── Given material

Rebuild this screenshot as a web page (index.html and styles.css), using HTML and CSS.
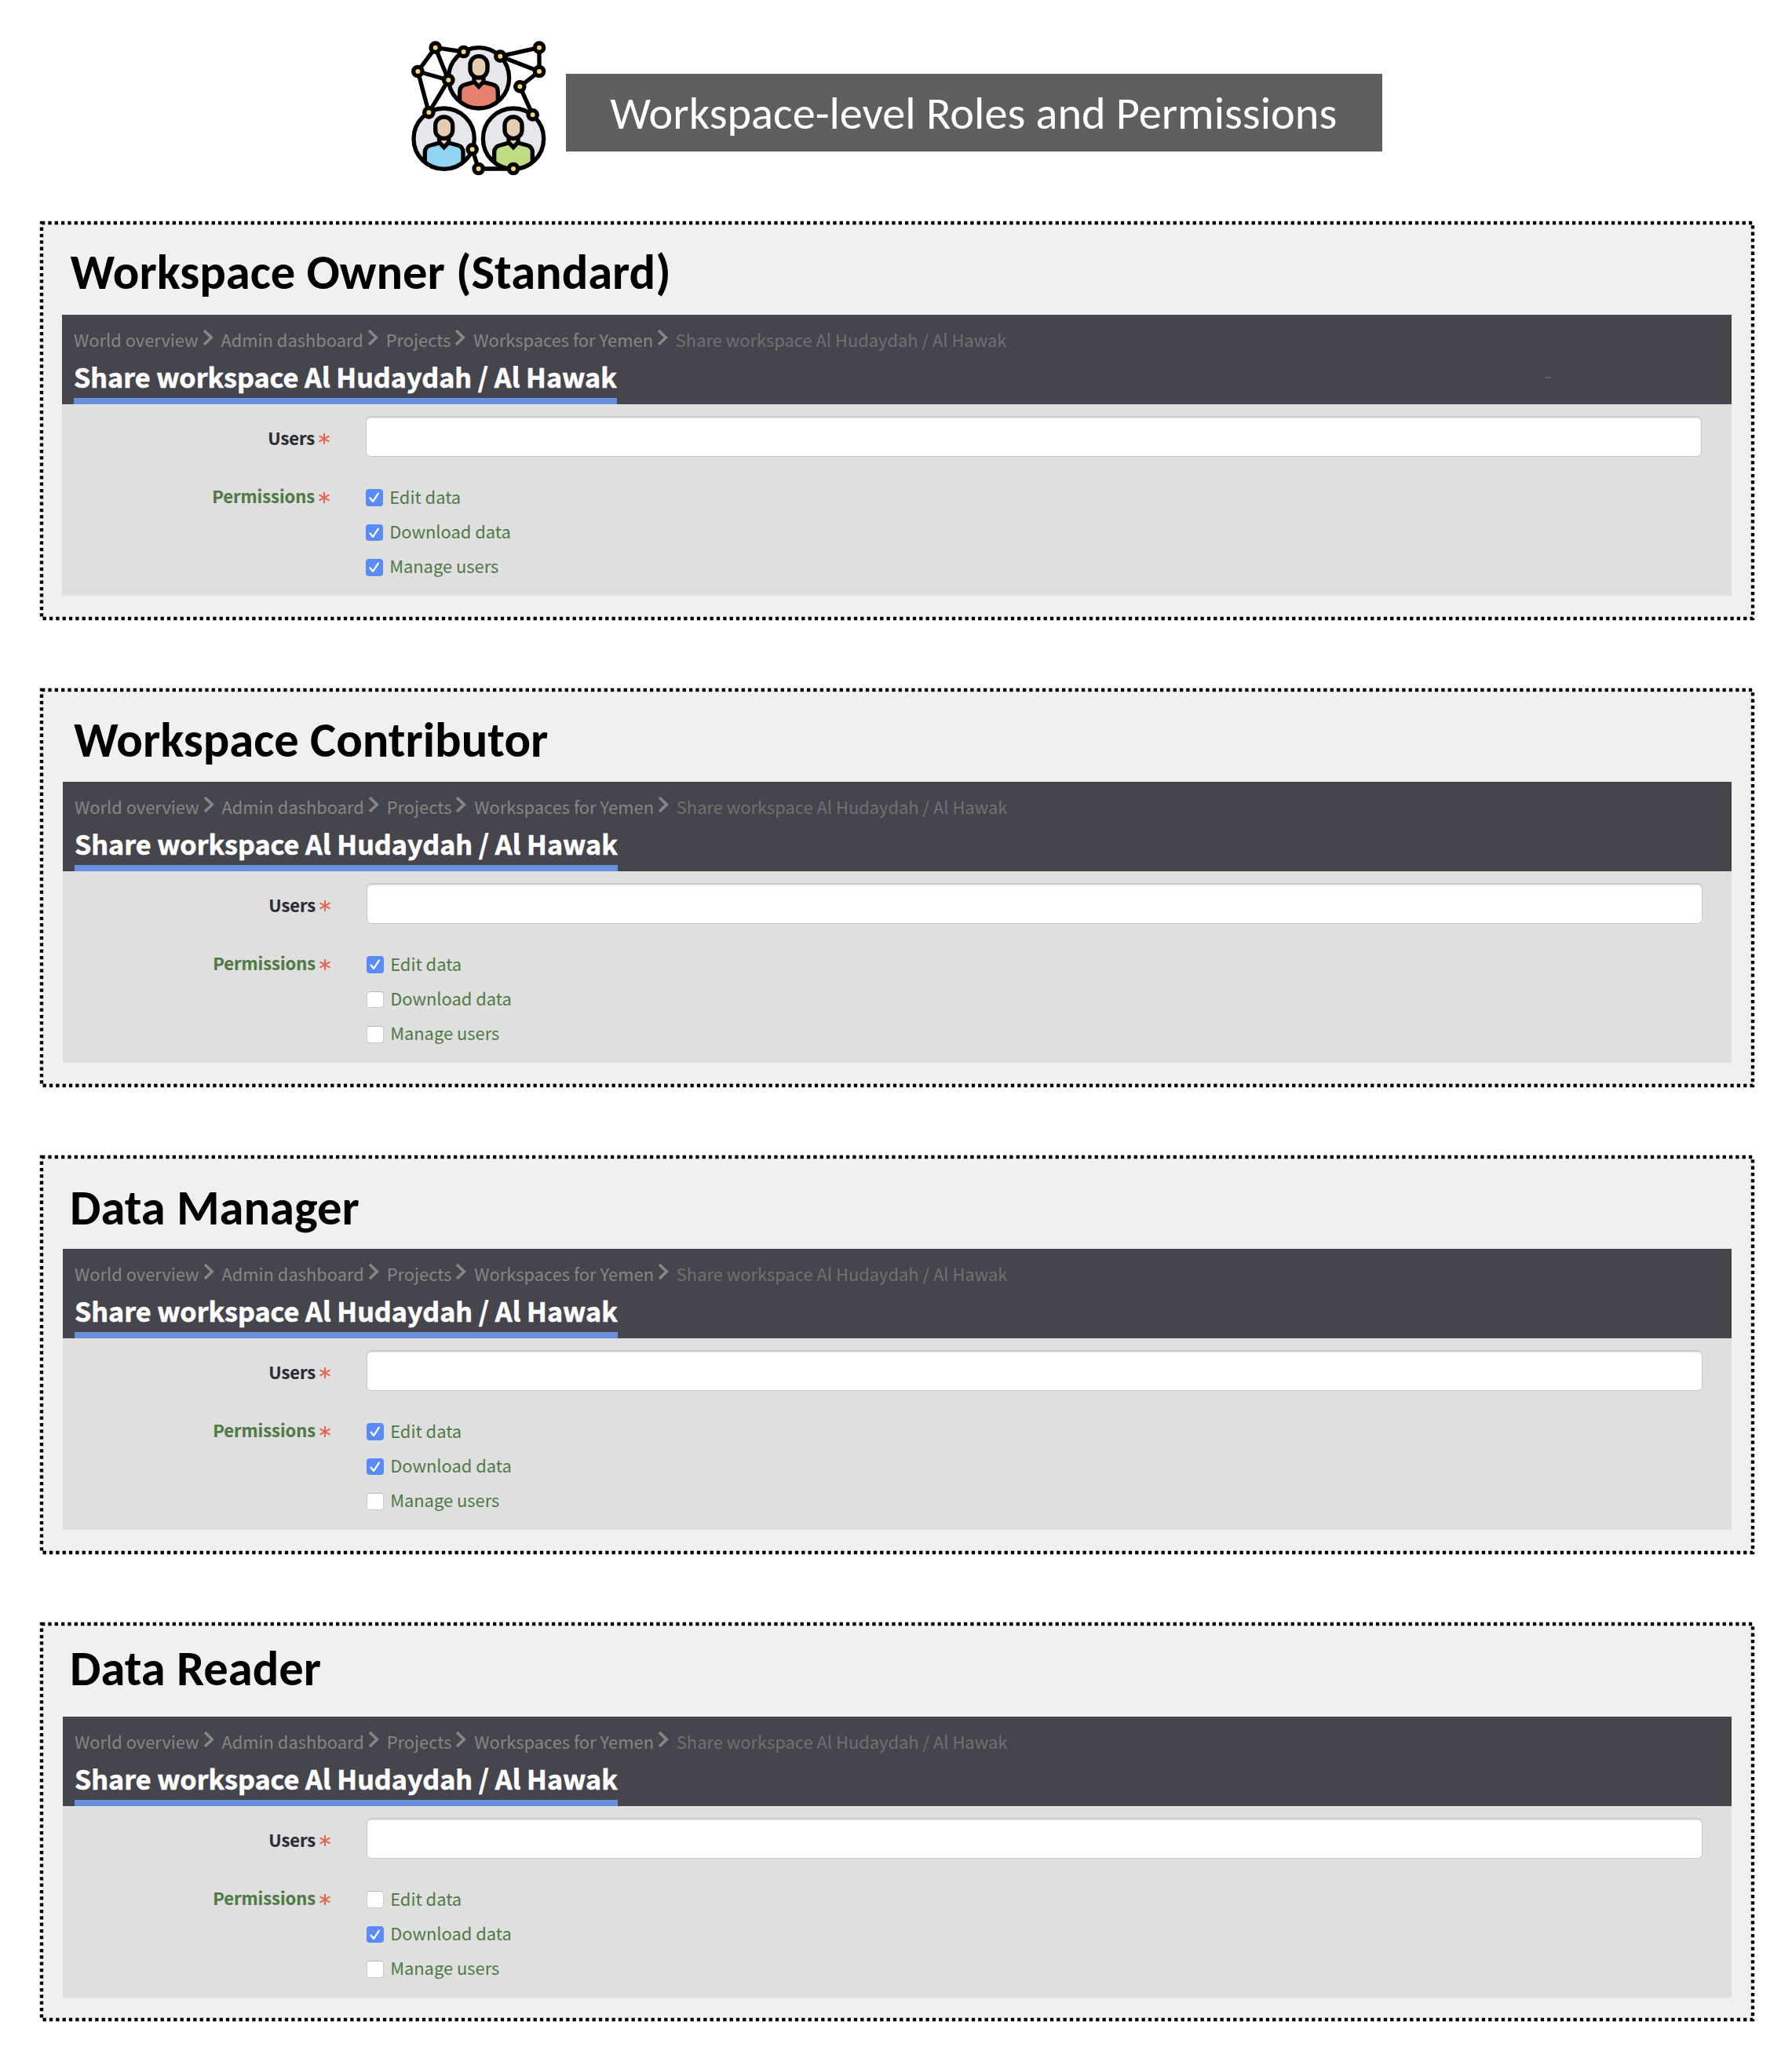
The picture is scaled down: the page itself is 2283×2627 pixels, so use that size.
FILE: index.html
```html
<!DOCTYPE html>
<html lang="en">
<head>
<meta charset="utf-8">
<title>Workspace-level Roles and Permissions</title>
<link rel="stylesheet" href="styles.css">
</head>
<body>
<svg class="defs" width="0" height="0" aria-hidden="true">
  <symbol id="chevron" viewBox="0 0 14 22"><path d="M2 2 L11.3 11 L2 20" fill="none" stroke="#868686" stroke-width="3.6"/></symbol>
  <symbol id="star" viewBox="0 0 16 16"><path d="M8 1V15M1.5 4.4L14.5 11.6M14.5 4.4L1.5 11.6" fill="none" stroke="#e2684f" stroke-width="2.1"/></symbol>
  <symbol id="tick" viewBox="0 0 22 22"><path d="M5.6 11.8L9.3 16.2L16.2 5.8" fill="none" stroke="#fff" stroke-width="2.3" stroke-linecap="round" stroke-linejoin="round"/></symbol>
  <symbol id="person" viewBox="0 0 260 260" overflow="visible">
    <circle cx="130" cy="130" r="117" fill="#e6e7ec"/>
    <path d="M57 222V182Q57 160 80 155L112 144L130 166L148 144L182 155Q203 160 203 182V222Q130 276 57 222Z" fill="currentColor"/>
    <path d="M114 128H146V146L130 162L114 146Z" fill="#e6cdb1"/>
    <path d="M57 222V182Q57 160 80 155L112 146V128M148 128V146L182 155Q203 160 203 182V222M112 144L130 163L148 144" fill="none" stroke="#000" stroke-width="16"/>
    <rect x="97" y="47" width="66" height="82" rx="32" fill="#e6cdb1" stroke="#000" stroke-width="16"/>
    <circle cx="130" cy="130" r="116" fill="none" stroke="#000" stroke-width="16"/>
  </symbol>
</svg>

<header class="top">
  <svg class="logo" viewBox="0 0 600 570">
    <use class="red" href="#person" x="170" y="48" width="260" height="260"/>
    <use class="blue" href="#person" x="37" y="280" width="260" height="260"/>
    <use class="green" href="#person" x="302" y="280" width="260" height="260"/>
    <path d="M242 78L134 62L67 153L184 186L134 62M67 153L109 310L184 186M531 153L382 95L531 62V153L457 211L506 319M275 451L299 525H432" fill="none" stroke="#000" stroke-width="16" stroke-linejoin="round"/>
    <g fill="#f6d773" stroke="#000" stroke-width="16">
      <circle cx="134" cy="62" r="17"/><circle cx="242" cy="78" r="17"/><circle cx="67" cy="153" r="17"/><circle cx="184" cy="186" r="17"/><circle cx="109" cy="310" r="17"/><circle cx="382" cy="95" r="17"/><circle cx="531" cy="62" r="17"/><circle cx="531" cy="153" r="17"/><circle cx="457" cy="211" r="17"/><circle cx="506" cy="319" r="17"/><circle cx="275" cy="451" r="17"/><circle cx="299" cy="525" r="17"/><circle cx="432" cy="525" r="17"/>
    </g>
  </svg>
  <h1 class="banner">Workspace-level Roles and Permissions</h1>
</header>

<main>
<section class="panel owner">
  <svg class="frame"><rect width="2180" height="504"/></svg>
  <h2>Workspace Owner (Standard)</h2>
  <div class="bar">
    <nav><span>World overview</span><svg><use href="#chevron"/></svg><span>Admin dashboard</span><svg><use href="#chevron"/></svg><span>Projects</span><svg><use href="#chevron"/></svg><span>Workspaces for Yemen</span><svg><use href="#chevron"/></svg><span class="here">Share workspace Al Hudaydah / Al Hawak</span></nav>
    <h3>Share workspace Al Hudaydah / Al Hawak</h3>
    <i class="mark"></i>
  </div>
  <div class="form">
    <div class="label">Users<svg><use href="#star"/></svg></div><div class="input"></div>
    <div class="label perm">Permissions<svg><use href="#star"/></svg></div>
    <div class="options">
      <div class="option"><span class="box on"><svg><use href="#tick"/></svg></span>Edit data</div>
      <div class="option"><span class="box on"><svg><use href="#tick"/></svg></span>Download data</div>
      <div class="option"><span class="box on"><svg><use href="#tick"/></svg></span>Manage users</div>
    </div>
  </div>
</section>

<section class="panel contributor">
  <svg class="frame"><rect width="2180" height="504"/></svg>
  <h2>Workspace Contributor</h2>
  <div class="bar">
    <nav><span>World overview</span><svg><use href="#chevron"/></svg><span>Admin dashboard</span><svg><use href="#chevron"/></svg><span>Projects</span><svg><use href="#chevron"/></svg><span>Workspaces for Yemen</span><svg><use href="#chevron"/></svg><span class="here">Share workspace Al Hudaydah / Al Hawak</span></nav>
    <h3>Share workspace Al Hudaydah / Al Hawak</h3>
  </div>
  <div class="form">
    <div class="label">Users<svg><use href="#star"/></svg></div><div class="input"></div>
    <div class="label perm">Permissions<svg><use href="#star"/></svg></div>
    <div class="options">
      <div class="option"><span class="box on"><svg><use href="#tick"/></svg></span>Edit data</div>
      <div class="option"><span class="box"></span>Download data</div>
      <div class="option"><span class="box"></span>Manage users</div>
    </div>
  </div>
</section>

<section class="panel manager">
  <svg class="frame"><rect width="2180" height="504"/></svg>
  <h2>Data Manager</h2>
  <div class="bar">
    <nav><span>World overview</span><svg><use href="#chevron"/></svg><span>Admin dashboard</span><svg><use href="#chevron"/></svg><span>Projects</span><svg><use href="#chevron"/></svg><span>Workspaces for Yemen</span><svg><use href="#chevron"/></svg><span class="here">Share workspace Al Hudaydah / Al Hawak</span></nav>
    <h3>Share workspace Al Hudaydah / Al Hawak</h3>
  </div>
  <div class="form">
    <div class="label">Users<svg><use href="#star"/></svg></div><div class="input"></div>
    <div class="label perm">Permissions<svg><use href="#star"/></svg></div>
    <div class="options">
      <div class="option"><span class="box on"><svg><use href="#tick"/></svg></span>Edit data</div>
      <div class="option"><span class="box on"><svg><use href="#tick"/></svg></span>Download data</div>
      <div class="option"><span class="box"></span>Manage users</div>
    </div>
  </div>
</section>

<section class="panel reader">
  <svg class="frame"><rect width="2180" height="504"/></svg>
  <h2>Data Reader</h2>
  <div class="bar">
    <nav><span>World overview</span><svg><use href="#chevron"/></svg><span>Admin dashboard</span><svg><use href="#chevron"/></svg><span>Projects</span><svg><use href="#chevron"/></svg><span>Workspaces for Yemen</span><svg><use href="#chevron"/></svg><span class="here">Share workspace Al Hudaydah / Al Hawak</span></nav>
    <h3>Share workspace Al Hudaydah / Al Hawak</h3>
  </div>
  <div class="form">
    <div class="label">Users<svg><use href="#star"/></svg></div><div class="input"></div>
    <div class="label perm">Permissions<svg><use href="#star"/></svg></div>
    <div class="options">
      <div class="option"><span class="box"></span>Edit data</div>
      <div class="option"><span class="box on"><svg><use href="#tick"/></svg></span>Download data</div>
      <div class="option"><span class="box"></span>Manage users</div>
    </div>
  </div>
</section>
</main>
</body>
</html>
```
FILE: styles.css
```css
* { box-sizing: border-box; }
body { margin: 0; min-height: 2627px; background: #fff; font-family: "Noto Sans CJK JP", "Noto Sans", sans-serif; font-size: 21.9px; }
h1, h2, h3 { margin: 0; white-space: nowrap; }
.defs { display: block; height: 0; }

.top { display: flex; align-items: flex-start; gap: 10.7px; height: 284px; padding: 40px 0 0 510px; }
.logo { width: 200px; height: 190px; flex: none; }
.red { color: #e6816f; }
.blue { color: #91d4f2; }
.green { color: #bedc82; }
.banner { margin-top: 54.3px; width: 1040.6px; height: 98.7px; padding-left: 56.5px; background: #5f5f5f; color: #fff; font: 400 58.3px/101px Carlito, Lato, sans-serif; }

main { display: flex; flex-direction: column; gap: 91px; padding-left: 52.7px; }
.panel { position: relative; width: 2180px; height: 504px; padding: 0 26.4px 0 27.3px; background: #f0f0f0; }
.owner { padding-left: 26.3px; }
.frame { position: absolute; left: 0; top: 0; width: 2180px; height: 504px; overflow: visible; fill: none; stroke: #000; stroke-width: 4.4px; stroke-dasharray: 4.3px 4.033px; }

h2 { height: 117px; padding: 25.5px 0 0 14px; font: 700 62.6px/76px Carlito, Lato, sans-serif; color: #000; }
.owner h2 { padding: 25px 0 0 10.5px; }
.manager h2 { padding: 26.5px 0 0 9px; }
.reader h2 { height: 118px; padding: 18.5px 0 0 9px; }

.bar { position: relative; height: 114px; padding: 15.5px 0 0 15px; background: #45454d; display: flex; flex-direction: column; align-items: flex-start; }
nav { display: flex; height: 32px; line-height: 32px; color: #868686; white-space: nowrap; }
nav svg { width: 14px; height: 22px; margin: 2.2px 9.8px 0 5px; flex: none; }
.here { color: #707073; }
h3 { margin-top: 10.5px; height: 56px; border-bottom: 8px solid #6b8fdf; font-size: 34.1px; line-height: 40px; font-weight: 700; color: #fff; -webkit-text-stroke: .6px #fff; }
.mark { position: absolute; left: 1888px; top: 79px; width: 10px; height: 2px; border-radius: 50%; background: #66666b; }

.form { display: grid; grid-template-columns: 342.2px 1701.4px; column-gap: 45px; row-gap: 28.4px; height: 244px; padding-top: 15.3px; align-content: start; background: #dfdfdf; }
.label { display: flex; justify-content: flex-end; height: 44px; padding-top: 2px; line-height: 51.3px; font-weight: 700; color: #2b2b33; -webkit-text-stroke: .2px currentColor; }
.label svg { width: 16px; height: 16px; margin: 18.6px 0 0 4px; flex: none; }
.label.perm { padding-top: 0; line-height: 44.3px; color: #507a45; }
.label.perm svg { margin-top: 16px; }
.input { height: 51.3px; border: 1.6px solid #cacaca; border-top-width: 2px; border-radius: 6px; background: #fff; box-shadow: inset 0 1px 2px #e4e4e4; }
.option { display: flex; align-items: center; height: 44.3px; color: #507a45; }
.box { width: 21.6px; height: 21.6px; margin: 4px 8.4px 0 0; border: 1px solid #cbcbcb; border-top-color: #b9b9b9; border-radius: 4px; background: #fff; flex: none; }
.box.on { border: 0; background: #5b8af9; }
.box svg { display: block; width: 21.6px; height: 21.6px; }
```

────

Given exercise. Copy out every line of the data that includes "index".

Worked answer.
Rebuild this screenshot as a web page (index.html and styles.css), using HTML and CSS.
FILE: index.html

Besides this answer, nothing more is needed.